Print each line exactly as it is given.

::::::

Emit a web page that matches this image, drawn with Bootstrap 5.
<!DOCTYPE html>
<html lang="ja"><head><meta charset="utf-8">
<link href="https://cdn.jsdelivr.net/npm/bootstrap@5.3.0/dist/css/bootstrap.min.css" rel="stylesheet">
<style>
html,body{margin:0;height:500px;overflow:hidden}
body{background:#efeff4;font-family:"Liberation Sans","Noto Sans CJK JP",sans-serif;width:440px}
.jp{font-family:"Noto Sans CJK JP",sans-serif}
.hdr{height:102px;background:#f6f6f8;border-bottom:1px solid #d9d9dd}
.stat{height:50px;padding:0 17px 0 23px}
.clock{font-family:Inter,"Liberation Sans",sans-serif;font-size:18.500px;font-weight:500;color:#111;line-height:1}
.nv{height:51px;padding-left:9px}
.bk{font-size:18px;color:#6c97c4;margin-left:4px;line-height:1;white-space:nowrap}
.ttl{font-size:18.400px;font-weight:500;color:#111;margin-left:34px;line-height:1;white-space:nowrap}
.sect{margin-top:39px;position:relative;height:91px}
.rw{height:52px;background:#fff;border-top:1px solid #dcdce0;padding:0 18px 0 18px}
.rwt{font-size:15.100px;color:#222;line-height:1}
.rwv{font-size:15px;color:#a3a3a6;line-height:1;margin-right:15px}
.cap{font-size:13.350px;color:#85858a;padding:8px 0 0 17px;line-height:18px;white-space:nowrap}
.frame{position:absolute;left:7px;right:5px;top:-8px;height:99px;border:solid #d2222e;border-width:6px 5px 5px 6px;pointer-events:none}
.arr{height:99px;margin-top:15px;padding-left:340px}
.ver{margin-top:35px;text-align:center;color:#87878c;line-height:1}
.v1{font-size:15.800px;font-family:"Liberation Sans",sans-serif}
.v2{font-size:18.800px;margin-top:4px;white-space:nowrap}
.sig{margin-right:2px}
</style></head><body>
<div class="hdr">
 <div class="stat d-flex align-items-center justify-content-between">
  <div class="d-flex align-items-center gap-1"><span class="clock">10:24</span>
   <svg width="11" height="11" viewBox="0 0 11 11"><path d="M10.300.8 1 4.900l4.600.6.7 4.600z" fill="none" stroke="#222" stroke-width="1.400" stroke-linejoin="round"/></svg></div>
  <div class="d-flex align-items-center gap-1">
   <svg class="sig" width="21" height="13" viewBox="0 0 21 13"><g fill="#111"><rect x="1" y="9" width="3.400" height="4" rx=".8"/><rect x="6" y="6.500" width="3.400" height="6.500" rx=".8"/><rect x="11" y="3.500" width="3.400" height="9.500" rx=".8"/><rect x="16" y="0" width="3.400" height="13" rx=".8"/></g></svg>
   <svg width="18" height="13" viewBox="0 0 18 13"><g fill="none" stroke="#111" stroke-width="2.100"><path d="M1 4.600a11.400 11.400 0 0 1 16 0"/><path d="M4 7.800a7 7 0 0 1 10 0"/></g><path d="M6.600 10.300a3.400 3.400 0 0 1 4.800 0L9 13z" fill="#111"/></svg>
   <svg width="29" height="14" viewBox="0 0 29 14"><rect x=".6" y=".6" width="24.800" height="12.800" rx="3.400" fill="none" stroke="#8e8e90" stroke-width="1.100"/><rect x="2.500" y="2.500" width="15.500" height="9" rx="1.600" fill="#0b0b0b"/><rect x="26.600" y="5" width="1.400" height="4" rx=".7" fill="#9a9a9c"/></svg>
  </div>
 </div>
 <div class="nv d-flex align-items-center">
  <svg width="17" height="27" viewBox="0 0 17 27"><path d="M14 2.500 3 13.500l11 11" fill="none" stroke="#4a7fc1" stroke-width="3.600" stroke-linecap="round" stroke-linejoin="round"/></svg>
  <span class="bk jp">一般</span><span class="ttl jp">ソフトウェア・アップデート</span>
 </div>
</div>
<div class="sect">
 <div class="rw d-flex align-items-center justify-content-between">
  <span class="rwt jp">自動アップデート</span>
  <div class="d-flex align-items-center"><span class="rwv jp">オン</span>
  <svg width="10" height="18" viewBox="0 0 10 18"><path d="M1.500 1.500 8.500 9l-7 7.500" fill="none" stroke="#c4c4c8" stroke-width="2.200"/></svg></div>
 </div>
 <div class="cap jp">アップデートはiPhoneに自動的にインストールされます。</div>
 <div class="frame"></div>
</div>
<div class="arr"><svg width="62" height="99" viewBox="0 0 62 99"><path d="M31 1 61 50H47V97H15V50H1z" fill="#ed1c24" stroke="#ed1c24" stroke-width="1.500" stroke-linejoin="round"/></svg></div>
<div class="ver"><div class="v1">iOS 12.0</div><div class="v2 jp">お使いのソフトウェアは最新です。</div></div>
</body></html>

::::::

_RESULT FOR THIS TASK_:
Emit a web page that matches this image, drawn with Bootstrap 5.
<!DOCTYPE html>
<html lang="ja"><head><meta charset="utf-8">
<link href="https://cdn.jsdelivr.net/npm/bootstrap@5.3.0/dist/css/bootstrap.min.css" rel="stylesheet">
<style>
html,body{margin:0;height:500px;overflow:hidden}
body{background:#efeff4;font-family:"Liberation Sans","Noto Sans CJK JP",sans-serif;width:440px}
.jp{font-family:"Noto Sans CJK JP",sans-serif}
.hdr{height:102px;background:#f6f6f8;border-bottom:1px solid #d9d9dd}
.stat{height:50px;padding:0 17px 0 23px}
.clock{font-family:Inter,"Liberation Sans",sans-serif;font-size:18.500px;font-weight:500;color:#111;line-height:1}
.nv{height:51px;padding-left:9px}
.bk{font-size:18px;color:#6c97c4;margin-left:4px;line-height:1;white-space:nowrap}
.ttl{font-size:18.400px;font-weight:500;color:#111;margin-left:34px;line-height:1;white-space:nowrap}
.sect{margin-top:39px;position:relative;height:91px}
.rw{height:52px;background:#fff;border-top:1px solid #dcdce0;padding:0 18px 0 18px}
.rwt{font-size:15.100px;color:#222;line-height:1}
.rwv{font-size:15px;color:#a3a3a6;line-height:1;margin-right:15px}
.cap{font-size:13.350px;color:#85858a;padding:8px 0 0 17px;line-height:18px;white-space:nowrap}
.frame{position:absolute;left:7px;right:5px;top:-8px;height:99px;border:solid #d2222e;border-width:6px 5px 5px 6px;pointer-events:none}
.arr{height:99px;margin-top:15px;padding-left:340px}
.ver{margin-top:35px;text-align:center;color:#87878c;line-height:1}
.v1{font-size:15.800px;font-family:"Liberation Sans",sans-serif}
.v2{font-size:18.800px;margin-top:4px;white-space:nowrap}
.sig{margin-right:2px}
</style></head><body>
<div class="hdr">
 <div class="stat d-flex align-items-center justify-content-between">
  <div class="d-flex align-items-center gap-1"><span class="clock">10:24</span>
   <svg width="11" height="11" viewBox="0 0 11 11"><path d="M10.300.8 1 4.900l4.600.6.7 4.600z" fill="none" stroke="#222" stroke-width="1.400" stroke-linejoin="round"/></svg></div>
  <div class="d-flex align-items-center gap-1">
   <svg class="sig" width="21" height="13" viewBox="0 0 21 13"><g fill="#111"><rect x="1" y="9" width="3.400" height="4" rx=".8"/><rect x="6" y="6.500" width="3.400" height="6.500" rx=".8"/><rect x="11" y="3.500" width="3.400" height="9.500" rx=".8"/><rect x="16" y="0" width="3.400" height="13" rx=".8"/></g></svg>
   <svg width="18" height="13" viewBox="0 0 18 13"><g fill="none" stroke="#111" stroke-width="2.100"><path d="M1 4.600a11.400 11.400 0 0 1 16 0"/><path d="M4 7.800a7 7 0 0 1 10 0"/></g><path d="M6.600 10.300a3.400 3.400 0 0 1 4.800 0L9 13z" fill="#111"/></svg>
   <svg width="29" height="14" viewBox="0 0 29 14"><rect x=".6" y=".6" width="24.800" height="12.800" rx="3.400" fill="none" stroke="#8e8e90" stroke-width="1.100"/><rect x="2.500" y="2.500" width="15.500" height="9" rx="1.600" fill="#0b0b0b"/><rect x="26.600" y="5" width="1.400" height="4" rx=".7" fill="#9a9a9c"/></svg>
  </div>
 </div>
 <div class="nv d-flex align-items-center">
  <svg width="17" height="27" viewBox="0 0 17 27"><path d="M14 2.500 3 13.500l11 11" fill="none" stroke="#4a7fc1" stroke-width="3.600" stroke-linecap="round" stroke-linejoin="round"/></svg>
  <span class="bk jp">一般</span><span class="ttl jp">ソフトウェア・アップデート</span>
 </div>
</div>
<div class="sect">
 <div class="rw d-flex align-items-center justify-content-between">
  <span class="rwt jp">自動アップデート</span>
  <div class="d-flex align-items-center"><span class="rwv jp">オン</span>
  <svg width="10" height="18" viewBox="0 0 10 18"><path d="M1.500 1.500 8.500 9l-7 7.500" fill="none" stroke="#c4c4c8" stroke-width="2.200"/></svg></div>
 </div>
 <div class="cap jp">アップデートはiPhoneに自動的にインストールされます。</div>
 <div class="frame"></div>
</div>
<div class="arr"><svg width="62" height="99" viewBox="0 0 62 99"><path d="M31 1 61 50H47V97H15V50H1z" fill="#ed1c24" stroke="#ed1c24" stroke-width="1.500" stroke-linejoin="round"/></svg></div>
<div class="ver"><div class="v1">iOS 12.0</div><div class="v2 jp">お使いのソフトウェアは最新です。</div></div>
</body></html>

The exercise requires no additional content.